— EXERCISE INSTRUCTIONS —
Output all the data exactly. Pictures do not belong in the copy.

— SUPPLIED INFORMATION —
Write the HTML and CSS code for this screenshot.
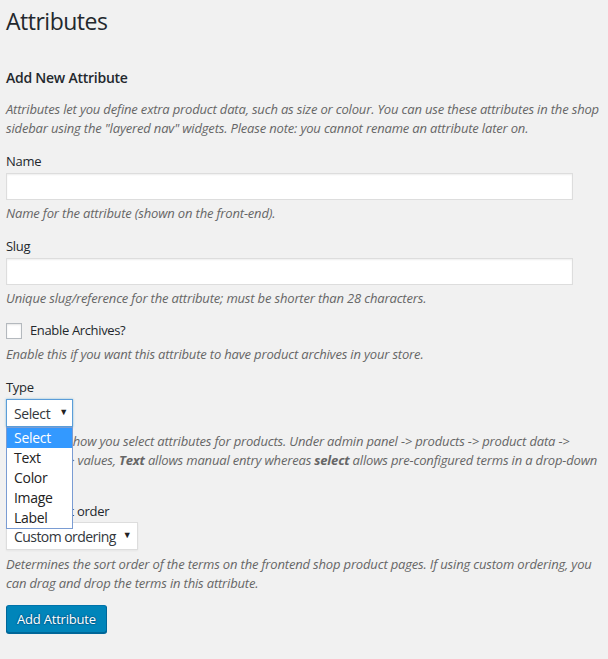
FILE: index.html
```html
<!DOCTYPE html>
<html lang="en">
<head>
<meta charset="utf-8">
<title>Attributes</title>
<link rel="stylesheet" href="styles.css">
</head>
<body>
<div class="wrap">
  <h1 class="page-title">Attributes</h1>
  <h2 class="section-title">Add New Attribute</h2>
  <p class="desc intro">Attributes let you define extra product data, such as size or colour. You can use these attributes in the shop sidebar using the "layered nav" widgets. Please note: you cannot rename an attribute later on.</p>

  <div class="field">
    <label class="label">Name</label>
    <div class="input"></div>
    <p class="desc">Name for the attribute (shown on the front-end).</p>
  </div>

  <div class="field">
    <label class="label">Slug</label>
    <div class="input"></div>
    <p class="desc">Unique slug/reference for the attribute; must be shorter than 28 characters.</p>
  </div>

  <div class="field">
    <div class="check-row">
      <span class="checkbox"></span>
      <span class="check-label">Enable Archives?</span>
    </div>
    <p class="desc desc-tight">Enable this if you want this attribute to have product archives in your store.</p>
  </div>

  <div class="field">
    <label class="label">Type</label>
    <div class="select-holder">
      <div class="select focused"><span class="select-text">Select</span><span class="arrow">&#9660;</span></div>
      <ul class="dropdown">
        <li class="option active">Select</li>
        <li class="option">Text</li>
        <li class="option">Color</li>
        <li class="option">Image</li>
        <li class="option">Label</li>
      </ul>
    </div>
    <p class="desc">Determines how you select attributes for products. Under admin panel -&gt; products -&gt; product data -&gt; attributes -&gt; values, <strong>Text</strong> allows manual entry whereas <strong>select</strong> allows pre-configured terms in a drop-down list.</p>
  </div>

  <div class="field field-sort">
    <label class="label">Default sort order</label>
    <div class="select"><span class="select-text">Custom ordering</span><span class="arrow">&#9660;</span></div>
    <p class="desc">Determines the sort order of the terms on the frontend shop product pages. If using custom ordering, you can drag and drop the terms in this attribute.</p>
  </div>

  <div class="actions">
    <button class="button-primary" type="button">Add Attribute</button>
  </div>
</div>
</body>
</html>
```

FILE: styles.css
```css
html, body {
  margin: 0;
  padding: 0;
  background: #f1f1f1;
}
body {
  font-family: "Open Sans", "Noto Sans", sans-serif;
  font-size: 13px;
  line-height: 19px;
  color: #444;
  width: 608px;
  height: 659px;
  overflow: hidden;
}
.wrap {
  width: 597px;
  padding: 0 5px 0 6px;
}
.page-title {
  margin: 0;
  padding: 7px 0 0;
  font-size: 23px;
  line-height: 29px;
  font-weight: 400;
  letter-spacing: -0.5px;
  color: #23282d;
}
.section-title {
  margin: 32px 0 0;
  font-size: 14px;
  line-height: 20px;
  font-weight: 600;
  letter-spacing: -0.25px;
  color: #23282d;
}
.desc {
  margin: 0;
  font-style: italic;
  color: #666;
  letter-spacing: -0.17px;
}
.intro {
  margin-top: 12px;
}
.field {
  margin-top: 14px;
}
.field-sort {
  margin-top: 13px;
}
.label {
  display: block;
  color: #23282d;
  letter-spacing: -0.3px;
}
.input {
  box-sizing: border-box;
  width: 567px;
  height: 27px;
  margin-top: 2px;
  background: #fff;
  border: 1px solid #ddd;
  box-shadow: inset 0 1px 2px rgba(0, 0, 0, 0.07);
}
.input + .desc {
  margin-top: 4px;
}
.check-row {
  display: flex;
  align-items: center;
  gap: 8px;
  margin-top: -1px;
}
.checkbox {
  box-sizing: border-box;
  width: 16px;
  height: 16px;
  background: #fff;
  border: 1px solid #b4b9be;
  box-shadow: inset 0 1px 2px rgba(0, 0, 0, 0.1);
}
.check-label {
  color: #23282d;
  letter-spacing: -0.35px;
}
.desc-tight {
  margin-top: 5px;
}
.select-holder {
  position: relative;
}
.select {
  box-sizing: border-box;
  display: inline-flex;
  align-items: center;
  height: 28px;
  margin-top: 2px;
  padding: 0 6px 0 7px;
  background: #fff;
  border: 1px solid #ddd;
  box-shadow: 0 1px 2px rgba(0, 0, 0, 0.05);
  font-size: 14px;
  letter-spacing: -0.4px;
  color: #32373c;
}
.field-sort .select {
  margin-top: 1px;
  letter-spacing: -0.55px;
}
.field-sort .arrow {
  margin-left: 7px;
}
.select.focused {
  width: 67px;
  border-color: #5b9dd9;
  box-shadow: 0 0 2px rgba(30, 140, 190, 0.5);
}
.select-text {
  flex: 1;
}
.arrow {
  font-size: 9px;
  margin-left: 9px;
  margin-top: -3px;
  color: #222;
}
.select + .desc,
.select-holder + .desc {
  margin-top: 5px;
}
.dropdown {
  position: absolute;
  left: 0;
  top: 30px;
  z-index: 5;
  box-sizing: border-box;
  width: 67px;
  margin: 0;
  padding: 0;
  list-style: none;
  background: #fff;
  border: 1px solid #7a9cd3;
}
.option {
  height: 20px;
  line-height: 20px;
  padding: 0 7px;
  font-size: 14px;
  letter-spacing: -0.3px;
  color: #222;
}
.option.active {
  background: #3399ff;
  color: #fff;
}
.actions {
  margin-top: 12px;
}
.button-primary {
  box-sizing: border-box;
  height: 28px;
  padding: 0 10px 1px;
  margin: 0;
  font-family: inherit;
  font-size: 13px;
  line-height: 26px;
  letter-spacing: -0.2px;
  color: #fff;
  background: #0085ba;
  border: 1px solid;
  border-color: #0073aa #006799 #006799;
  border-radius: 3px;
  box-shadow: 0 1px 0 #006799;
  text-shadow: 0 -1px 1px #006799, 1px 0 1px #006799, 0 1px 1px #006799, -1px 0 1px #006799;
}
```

— PROBLEM SOLUTION —
Write the HTML and CSS code for this screenshot.
FILE: index.html
```html
<!DOCTYPE html>
<html lang="en">
<head>
<meta charset="utf-8">
<title>Attributes</title>
<link rel="stylesheet" href="styles.css">
</head>
<body>
<div class="wrap">
  <h1 class="page-title">Attributes</h1>
  <h2 class="section-title">Add New Attribute</h2>
  <p class="desc intro">Attributes let you define extra product data, such as size or colour. You can use these attributes in the shop sidebar using the "layered nav" widgets. Please note: you cannot rename an attribute later on.</p>

  <div class="field">
    <label class="label">Name</label>
    <div class="input"></div>
    <p class="desc">Name for the attribute (shown on the front-end).</p>
  </div>

  <div class="field">
    <label class="label">Slug</label>
    <div class="input"></div>
    <p class="desc">Unique slug/reference for the attribute; must be shorter than 28 characters.</p>
  </div>

  <div class="field">
    <div class="check-row">
      <span class="checkbox"></span>
      <span class="check-label">Enable Archives?</span>
    </div>
    <p class="desc desc-tight">Enable this if you want this attribute to have product archives in your store.</p>
  </div>

  <div class="field">
    <label class="label">Type</label>
    <div class="select-holder">
      <div class="select focused"><span class="select-text">Select</span><span class="arrow">&#9660;</span></div>
      <ul class="dropdown">
        <li class="option active">Select</li>
        <li class="option">Text</li>
        <li class="option">Color</li>
        <li class="option">Image</li>
        <li class="option">Label</li>
      </ul>
    </div>
    <p class="desc">Determines how you select attributes for products. Under admin panel -&gt; products -&gt; product data -&gt; attributes -&gt; values, <strong>Text</strong> allows manual entry whereas <strong>select</strong> allows pre-configured terms in a drop-down list.</p>
  </div>

  <div class="field field-sort">
    <label class="label">Default sort order</label>
    <div class="select"><span class="select-text">Custom ordering</span><span class="arrow">&#9660;</span></div>
    <p class="desc">Determines the sort order of the terms on the frontend shop product pages. If using custom ordering, you can drag and drop the terms in this attribute.</p>
  </div>

  <div class="actions">
    <button class="button-primary" type="button">Add Attribute</button>
  </div>
</div>
</body>
</html>
```

FILE: styles.css
```css
html, body {
  margin: 0;
  padding: 0;
  background: #f1f1f1;
}
body {
  font-family: "Open Sans", "Noto Sans", sans-serif;
  font-size: 13px;
  line-height: 19px;
  color: #444;
  width: 608px;
  height: 659px;
  overflow: hidden;
}
.wrap {
  width: 597px;
  padding: 0 5px 0 6px;
}
.page-title {
  margin: 0;
  padding: 7px 0 0;
  font-size: 23px;
  line-height: 29px;
  font-weight: 400;
  letter-spacing: -0.5px;
  color: #23282d;
}
.section-title {
  margin: 32px 0 0;
  font-size: 14px;
  line-height: 20px;
  font-weight: 600;
  letter-spacing: -0.25px;
  color: #23282d;
}
.desc {
  margin: 0;
  font-style: italic;
  color: #666;
  letter-spacing: -0.17px;
}
.intro {
  margin-top: 12px;
}
.field {
  margin-top: 14px;
}
.field-sort {
  margin-top: 13px;
}
.label {
  display: block;
  color: #23282d;
  letter-spacing: -0.3px;
}
.input {
  box-sizing: border-box;
  width: 567px;
  height: 27px;
  margin-top: 2px;
  background: #fff;
  border: 1px solid #ddd;
  box-shadow: inset 0 1px 2px rgba(0, 0, 0, 0.07);
}
.input + .desc {
  margin-top: 4px;
}
.check-row {
  display: flex;
  align-items: center;
  gap: 8px;
  margin-top: -1px;
}
.checkbox {
  box-sizing: border-box;
  width: 16px;
  height: 16px;
  background: #fff;
  border: 1px solid #b4b9be;
  box-shadow: inset 0 1px 2px rgba(0, 0, 0, 0.1);
}
.check-label {
  color: #23282d;
  letter-spacing: -0.35px;
}
.desc-tight {
  margin-top: 5px;
}
.select-holder {
  position: relative;
}
.select {
  box-sizing: border-box;
  display: inline-flex;
  align-items: center;
  height: 28px;
  margin-top: 2px;
  padding: 0 6px 0 7px;
  background: #fff;
  border: 1px solid #ddd;
  box-shadow: 0 1px 2px rgba(0, 0, 0, 0.05);
  font-size: 14px;
  letter-spacing: -0.4px;
  color: #32373c;
}
.field-sort .select {
  margin-top: 1px;
  letter-spacing: -0.55px;
}
.field-sort .arrow {
  margin-left: 7px;
}
.select.focused {
  width: 67px;
  border-color: #5b9dd9;
  box-shadow: 0 0 2px rgba(30, 140, 190, 0.5);
}
.select-text {
  flex: 1;
}
.arrow {
  font-size: 9px;
  margin-left: 9px;
  margin-top: -3px;
  color: #222;
}
.select + .desc,
.select-holder + .desc {
  margin-top: 5px;
}
.dropdown {
  position: absolute;
  left: 0;
  top: 30px;
  z-index: 5;
  box-sizing: border-box;
  width: 67px;
  margin: 0;
  padding: 0;
  list-style: none;
  background: #fff;
  border: 1px solid #7a9cd3;
}
.option {
  height: 20px;
  line-height: 20px;
  padding: 0 7px;
  font-size: 14px;
  letter-spacing: -0.3px;
  color: #222;
}
.option.active {
  background: #3399ff;
  color: #fff;
}
.actions {
  margin-top: 12px;
}
.button-primary {
  box-sizing: border-box;
  height: 28px;
  padding: 0 10px 1px;
  margin: 0;
  font-family: inherit;
  font-size: 13px;
  line-height: 26px;
  letter-spacing: -0.2px;
  color: #fff;
  background: #0085ba;
  border: 1px solid;
  border-color: #0073aa #006799 #006799;
  border-radius: 3px;
  box-shadow: 0 1px 0 #006799;
  text-shadow: 0 -1px 1px #006799, 1px 0 1px #006799, 0 1px 1px #006799, -1px 0 1px #006799;
}
```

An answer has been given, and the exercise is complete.